Chance appeared for arraignment Sunday and was charged with first-degree assault and gang assault, both felonies; unlawful imprisonment; criminal possession of a weapon and criminal mischief, according to court papers. His bail was set at $75,000 cash or $100,000 if secured by property, and his next court appearance was set for October 11.
Chance's lawyer, Gregory Watts, said his client didn't take part in the beating. He said Chance and Mieses are also victims in the case, and he urged prosecutors to call a grand jury to investigate Lien.
"We concede the criminal mischief," Watts said. "It's obvious that he overreacted. But the law does permit someone who is a victim of an accident to at least attempt to get the identification of the motorist. My client obviously overreacted in that manner, but he is not this thug assaulting someone who's harmless, contrary to the public opinion that's being put out there."
Lien was in his Range Rover on his way back from an outing to celebrate his wedding anniversary with his wife and their 2-year-old daughter.

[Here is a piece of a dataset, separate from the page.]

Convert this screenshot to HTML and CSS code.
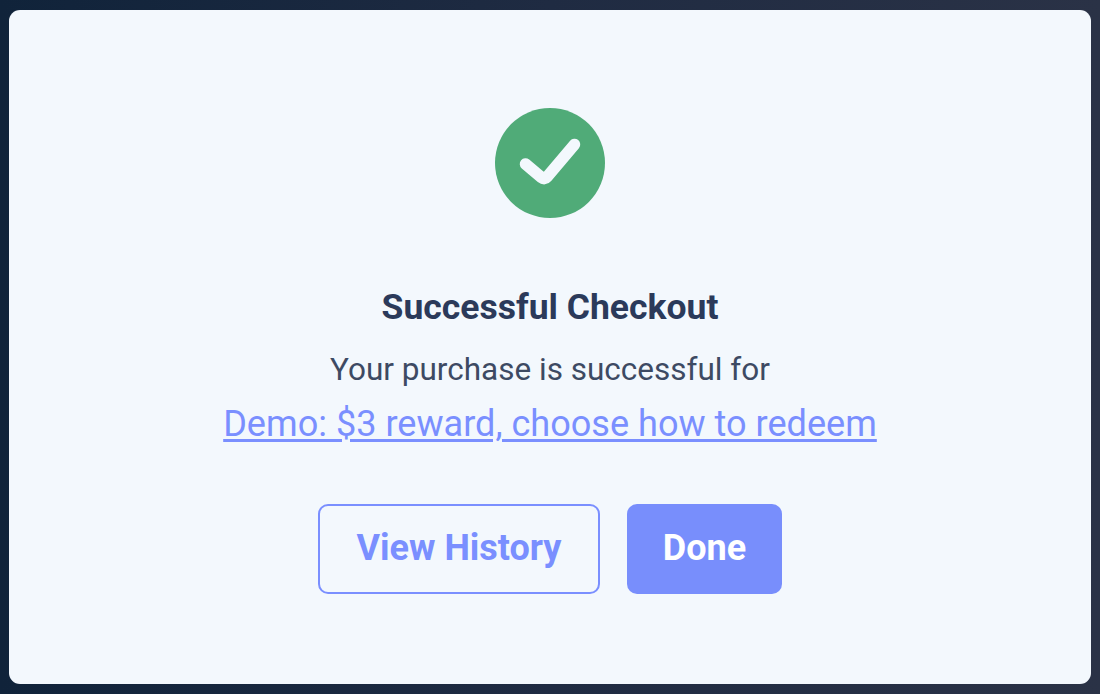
FILE: index.html
```html
<!DOCTYPE html>
<html>
    <head>
        <title>Successful Checkout</title>
        <link rel="stylesheet" href="styles.css">
    </head>

    <body>
        <section class="modal">
            <svg class="successIcon" viewBox="0 0 110 110" width="110" height="110">
                <circle cx="55" cy="55" r="55" fill="#50ab78"/>
                <path d="M30.5 56 L46.5 69.5 Q49.5 72 52 69 L79.5 36.5" fill="none" stroke="#f3f8fd" stroke-width="11.5" stroke-linecap="round" stroke-linejoin="round"/>
            </svg>
            <h1 class="title">Successful Checkout</h1>
            <p class="message">Your purchase is successful for</p>
            <a class="rewardLink" href="#">Demo: $3 reward, choose how to redeem</a>
            <div class="actions">
                <button class="btn btnOutline">View History</button>
                <button class="btn btnFilled">Done</button>
            </div>
        </section>
    </body>
</html>
```

FILE: styles.css
```css
body {
    margin: 0;
    height: 694px;
    box-sizing: border-box;
    padding: 10px 9px;
    overflow: hidden;
    font-family: Roboto, "Liberation Sans", sans-serif;
    background: linear-gradient(90deg, #10233a 0%, #1f2b42 50%, #2a3246 100%);
}

.modal {
    height: 674px;
    box-sizing: border-box;
    padding-top: 98px;
    display: flex;
    flex-direction: column;
    align-items: center;
    background-color: #f3f8fd;
    border-radius: 11px;
}

.successIcon {
    display: block;
}

.title {
    margin: 69px 0 0 0;
    font-size: 35.5px;
    line-height: 40px;
    font-weight: 700;
    color: #2b3a5a;
}

.message {
    margin: 23px 0 0 0;
    font-size: 31.5px;
    line-height: 40px;
    color: #3d4a63;
}

.rewardLink {
    margin-top: 13px;
    font-size: 36.1px;
    line-height: 42px;
    color: #7a8fff;
    text-decoration-thickness: 3px;
    text-underline-offset: 3px;
}

.actions {
    display: flex;
    gap: 27px;
    margin-top: 59px;
}

.btn {
    height: 90px;
    box-sizing: border-box;
    padding: 0 0 2px 0;
    border-radius: 10px;
    font-family: inherit;
    font-size: 36px;
    font-weight: 700;
    cursor: pointer;
}

.btnOutline {
    width: 282px;
    color: #7a8fff;
    background-color: transparent;
    border: 2px solid #7a8fff;
}

.btnFilled {
    width: 155px;
    color: #fff;
    background-color: #788efc;
    border: none;
}
```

Dozens of bikers swarmed past him on Manhattan's West Side Highway. A cycle quickly slowed down in front of Lien, who bumped its rear tire, slightly injuring rider Christopher Cruz.
Lien pulled to a stop, and angry bikers surrounded his vehicle, hitting it and spiking its tires, police said.
Lien stepped on the gas, plowing into three more bikers, including Mieses, who was critically injured.
One of the bikers, wearing a helmet camera caught the dust-up on video, which later in an edited version appeared on the Internet. It showed the Range Rover stopping at a later point with the biker gang still in pursuit.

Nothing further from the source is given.